Rolling Strikes: Who says the word “free” doesn’t work with e-mail?

Posted on by Chief Marketer Staff

(DIRECT) Brunswick Bowling and Billiards has turned an offer of an hour of free bowling in return for e-mail contact information into a database of almost half a million e-mail addresses. Some managers say the database has helped them meet their sales goals for the year.

An astronomical 40% of people who supply their e-mail address to sign up for Brunswick’s Bonus Zone program redeem the coupon, which allows the recipient and up to four friends to bowl free for an hour. The high redemption rate is no doubt due at least partly to the offer’s value.

“Depending on the day of week and the time, that coupon is [worth] anywhere from $25 to $69, so it’s a pretty valuable offer,” says Don Jones, Brunswick Bowling and Billiards’ director of marketing, retail.
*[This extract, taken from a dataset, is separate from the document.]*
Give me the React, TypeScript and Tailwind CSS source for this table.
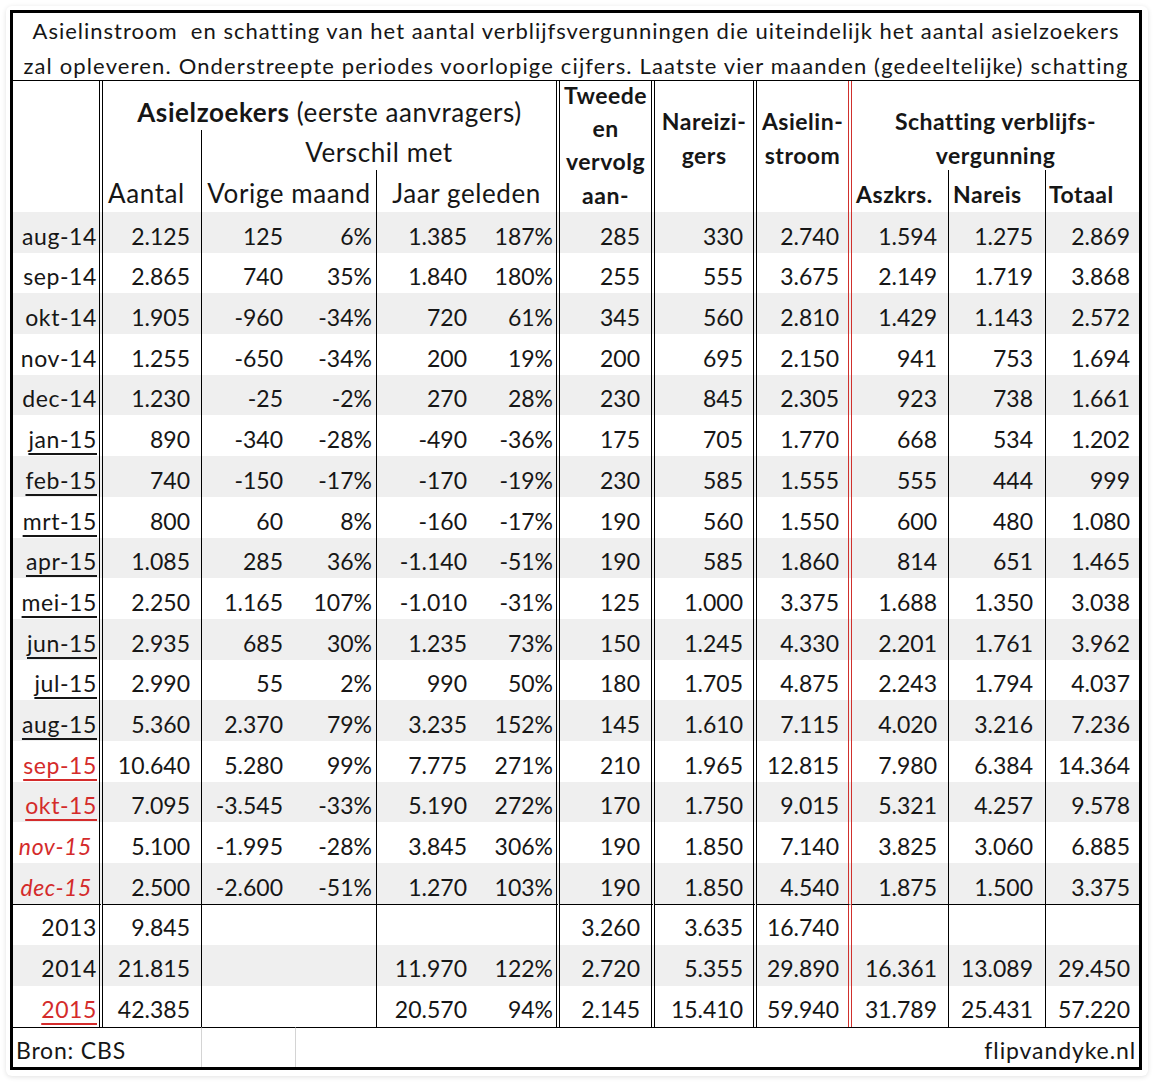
import React from "react";

const RED = "text-[#d42b2b]";

const colW = [
  "w-[90px]",
  "w-[99px]",
  "w-[94px]",
  "w-[81px]",
  "w-[94px]",
  "w-[89px]",
  "w-[95px]",
  "w-[102px]",
  "w-[95px]",
  "w-[97px]",
  "w-[97px]",
  "w-[93px]",
];

const colB = [
  "border-r-4 border-double border-black",
  "border-r border-black",
  "",
  "border-r border-black",
  "",
  "border-r-4 border-double border-black",
  "border-r-4 border-double border-black",
  "border-r-4 border-double border-black",
  "border-r-4 border-double border-[#d0312d]",
  "border-r border-black",
  "border-r border-black",
  "",
];

const colPr = [
  "pr-[2px]",
  "pr-[11px]",
  "pr-[13px]",
  "pr-[4px]",
  "pr-[4px]",
  "pr-[3px]",
  "pr-[11px]",
  "pr-[10px]",
  "pr-[9px]",
  "pr-[11px]",
  "pr-[12px]",
  "pr-[9px]",
];

const months = [
  ["aug-14", "2.125", "125", "6%", "1.385", "187%", "285", "330", "2.740", "1.594", "1.275", "2.869"],
  ["sep-14", "2.865", "740", "35%", "1.840", "180%", "255", "555", "3.675", "2.149", "1.719", "3.868"],
  ["okt-14", "1.905", "-960", "-34%", "720", "61%", "345", "560", "2.810", "1.429", "1.143", "2.572"],
  ["nov-14", "1.255", "-650", "-34%", "200", "19%", "200", "695", "2.150", "941", "753", "1.694"],
  ["dec-14", "1.230", "-25", "-2%", "270", "28%", "230", "845", "2.305", "923", "738", "1.661"],
  ["jan-15", "890", "-340", "-28%", "-490", "-36%", "175", "705", "1.770", "668", "534", "1.202"],
  ["feb-15", "740", "-150", "-17%", "-170", "-19%", "230", "585", "1.555", "555", "444", "999"],
  ["mrt-15", "800", "60", "8%", "-160", "-17%", "190", "560", "1.550", "600", "480", "1.080"],
  ["apr-15", "1.085", "285", "36%", "-1.140", "-51%", "190", "585", "1.860", "814", "651", "1.465"],
  ["mei-15", "2.250", "1.165", "107%", "-1.010", "-31%", "125", "1.000", "3.375", "1.688", "1.350", "3.038"],
  ["jun-15", "2.935", "685", "30%", "1.235", "73%", "150", "1.245", "4.330", "2.201", "1.761", "3.962"],
  ["jul-15", "2.990", "55", "2%", "990", "50%", "180", "1.705", "4.875", "2.243", "1.794", "4.037"],
  ["aug-15", "5.360", "2.370", "79%", "3.235", "152%", "145", "1.610", "7.115", "4.020", "3.216", "7.236"],
  ["sep-15", "10.640", "5.280", "99%", "7.775", "271%", "210", "1.965", "12.815", "7.980", "6.384", "14.364"],
  ["okt-15", "7.095", "-3.545", "-33%", "5.190", "272%", "170", "1.750", "9.015", "5.321", "4.257", "9.578"],
  ["nov-15", "5.100", "-1.995", "-28%", "3.845", "306%", "190", "1.850", "7.140", "3.825", "3.060", "6.885"],
  ["dec-15", "2.500", "-2.600", "-51%", "1.270", "103%", "190", "1.850", "4.540", "1.875", "1.500", "3.375"],
];

const years = [
  ["2013", "9.845", "", "", "", "", "3.260", "3.635", "16.740", "", "", ""],
  ["2014", "21.815", "", "", "11.970", "122%", "2.720", "5.355", "29.890", "16.361", "13.089", "29.450"],
  ["2015", "42.385", "", "", "20.570", "94%", "2.145", "15.410", "59.940", "31.789", "25.431", "57.220"],
];

const UL = "underline decoration-[1.5px] underline-offset-[5px]";

// month label style: plain, underlined (voorlopig), red underlined, red italic (schatting)
function labelClass(i: number) {
  if (i < 5) return "";
  if (i < 13) return UL;
  if (i < 15) return `${UL} ${RED}`;
  return `italic ${RED}`;
}

const cell = "align-bottom text-right whitespace-nowrap leading-[24px] p-0";

function DataRow({
  r,
  shaded,
  label,
  h,
  pb,
  top,
}: {
  r: string[];
  shaded: boolean;
  label: string;
  h: string;
  pb: string;
  top?: boolean;
}) {
  return (
    <tr className={`${h} ${shaded ? "bg-[#efefef]" : ""}`}>
      {r.map((v, j) => (
        <td
          key={j}
          className={`${cell} ${pb} ${colB[j]} ${j === 0 && label.includes("italic") ? "pr-[7px]" : colPr[j]} ${top ? "border-t border-t-black" : ""}`}
        >
          {j === 0 ? <span className={`tracking-[0.6px] ${label}`}>{v}</span> : v}
        </td>
      ))}
    </tr>
  );
}

const boldHead = "text-[23px] font-bold tracking-[0.5px]";

export default function App() {
  return (
    <div className="min-h-screen bg-white pl-[6px] pt-[6px] font-['Lato',sans-serif] text-[#161616]">
      <div className="inline-block rounded-[6px] bg-white pl-[4px] pt-[4px] pr-[6px] pb-[6px] shadow-[0_1px_5px_rgba(0,0,0,0.12)]">
        <div className="w-[1132px] border-[3px] border-black">
          <div className="h-[68px] border-b border-black text-center text-[22px] leading-[35px]">
            <div className="whitespace-pre tracking-[1px]">Asielinstroom  en schatting van het aantal verblijfsvergunningen die uiteindelijk het aantal asielzoekers</div>
            <div className="tracking-[1.15px]">zal opleveren. Onderstreepte periodes voorlopige cijfers. Laatste vier maanden (gedeeltelijke) schatting</div>
          </div>

          <table className="w-[1126px] table-fixed border-separate border-spacing-0 text-[23px]">
            <colgroup>
              {colW.map((w, i) => (
                <col key={i} className={w} />
              ))}
            </colgroup>
            <tbody>
              {/* header row A */}
              <tr className="h-[49px]">
                <td rowSpan={3} className={`p-0 ${colB[0]}`} />
                <td colSpan={5} className={`p-0 pb-[4px] align-bottom text-center text-[26px] leading-[28px] tracking-[0.6px] ${colB[5]}`}>
                  <b>Asielzoekers</b> (eerste aanvragers)
                </td>
                <td rowSpan={3} className={`p-0 align-bottom ${colB[6]}`}>
                  <div className={`flex h-[131px] flex-col justify-end text-center leading-[33.3px] ${boldHead}`}>
                    <div>Tweede</div>
                    <div>en</div>
                    <div>vervolg</div>
                    <div>aan-</div>
                  </div>
                </td>
                <td rowSpan={3} className={`p-0 align-top ${colB[7]}`}>
                  <div className={`h-[131px] pt-[23px] text-center leading-[34px] ${boldHead}`}>
                    <div>Nareizi-</div>
                    <div>gers</div>
                  </div>
                </td>
                <td rowSpan={3} className={`p-0 align-top ${colB[8]}`}>
                  <div className={`h-[131px] pt-[23px] text-center leading-[34px] ${boldHead}`}>
                    <div>Asielin-</div>
                    <div>stroom</div>
                  </div>
                </td>
                <td colSpan={3} rowSpan={2} className="p-0 align-top">
                  <div className={`h-[89px] pt-[23px] text-center leading-[34px] ${boldHead}`}>
                    <div>Schatting verblijfs-</div>
                    <div>vergunning</div>
                  </div>
                </td>
              </tr>
              {/* header row B */}
              <tr className="h-[40px]">
                <td className={`p-0 ${colB[1]}`} />
                <td colSpan={4} className={`p-0 pb-[4px] align-bottom text-center text-[26px] leading-[28px] tracking-[0.6px] ${colB[5]}`}>
                  Verschil met
                </td>
              </tr>
              {/* header row C */}
              <tr className="h-[42px]">
                <td className={`p-0 pl-[5px] pb-[5px] align-bottom text-left text-[26px] leading-[28px] tracking-[0.6px] ${colB[1]}`}>
                  Aantal
                </td>
                <td colSpan={2} className={`p-0 pb-[5px] align-bottom text-center text-[26px] leading-[28px] tracking-[0.6px] ${colB[3]}`}>
                  Vorige maand
                </td>
                <td colSpan={2} className={`p-0 pb-[5px] align-bottom text-center text-[26px] leading-[28px] tracking-[0.6px] ${colB[5]}`}>
                  Jaar geleden
                </td>
                <td className={`p-0 pl-[4px] pb-[6px] align-bottom text-left leading-[24px] ${boldHead} ${colB[9]}`}>
                  Aszkrs.
                </td>
                <td className={`p-0 pl-[4px] pb-[6px] align-bottom text-left leading-[24px] ${boldHead} ${colB[10]}`}>
                  Nareis
                </td>
                <td className={`p-0 pl-[3px] pb-[6px] align-bottom text-left leading-[24px] ${boldHead}`}>Totaal</td>
              </tr>

              {months.map((r, i) => (
                <DataRow key={r[0]} r={r} shaded={i % 2 === 0} label={labelClass(i)} h="h-[40.7px]" pb="pb-[5px]" />
              ))}

              {years.map((r, i) => (
                <DataRow
                  key={r[0]}
                  r={r}
                  shaded={i === 1}
                  top={i === 0}
                  h="h-[41px]"
                  pb="pb-[6px]"
                  label={i === 2 ? `${UL} ${RED}` : ""}
                />
              ))}

              {/* source row */}
              <tr className="h-[40px]">
                <td
                  colSpan={2}
                  className="border-r border-t border-r-[#d4d4d4] border-t-black p-0 pl-[3px] pb-[5px] align-bottom leading-[24px] tracking-[0.8px]"
                >
                  Bron: CBS
                </td>
                <td className="border-r border-t border-r-[#d4d4d4] border-t-black p-0" />
                <td colSpan={9} className="border-t border-black p-0 pr-[3px] pb-[5px] text-right align-bottom leading-[24px] tracking-[0.9px]">
                  flipvandyke.nl
                </td>
              </tr>
            </tbody>
          </table>
        </div>
      </div>
    </div>
  );
}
Of course, the free hour is offset by shoe rental fees, food and drink sales, and the fact that most people stay to bowl after their hour is up.

Since Brunswick started the program, the amount of money the centers take in per game bowled has increased significantly, according to Jones.

After the initial coupon, Bonus Zone subscribers get an e-mail offer about every other week, such as 99-cent bowling or “Free Fridays” during the centers’ typically slow summer months.

Response rates to the offers averaged 2.69% for 2007 through July.

Brunswick has about 490,000 addresses, up from 130,000 last year. The company manages the e-mail program centrally for its 109 centers nationwide. It now sends the same offer to the whole database, but Jones says plans are in the works for center-specific marketing in 2008.

He adds that center managers love the program for the responsibilities it eliminates.

“They have to run a bar, they have to run a restaurant, they have to deal with 200 league bowlers, and here’s a scary thought: What if all 40 or 60 of your lanes are filled with kids’ birthday parties on a Saturday? If you mess up a kids’ 8th birthday party, imagine facing that mom,” says Jones. “To take the marketing part away and make it easy for them, that’s a godsend.”

Jordan Ayan, CEO of Brunswick’s e-mail service provider SubscriberMail, says the program’s success stems from its value to both center managers and the bowlers themselves.

“The center managers love these offers. If they had their druthers, they’d send more,” he says. “Don’s created a program that at the grassroots level people really like.”

Jones says that at first, Brunswick’s operations executives were hesitant to implement the Bonus Zone e-mail program. “It’s always a sign of a good marketing program when you’re told you’re going to ruin the company. When we first brought this in, we were told we were going to ruin the company.”

Operations’ fears over the program have since subsided. Brunswick’s vice president of operations sends an internal e-mail every Sunday detailing how many e-mail names the company acquired the previous week and which center managers got them.

“That put an intense focus on the program,” Jones says. “It got everybody thinking: ‘How can I get more names?'”

Another positive sign was when managers who met their goals — and as a result were given one of the company’s yearly trips to Cancun — credited the e-mail effort for their success.

“When 30 of them get up on stage and say they’re standing in Mexico with their spouses because of the e-mail campaigns last year, I feel pretty damn good,” he says.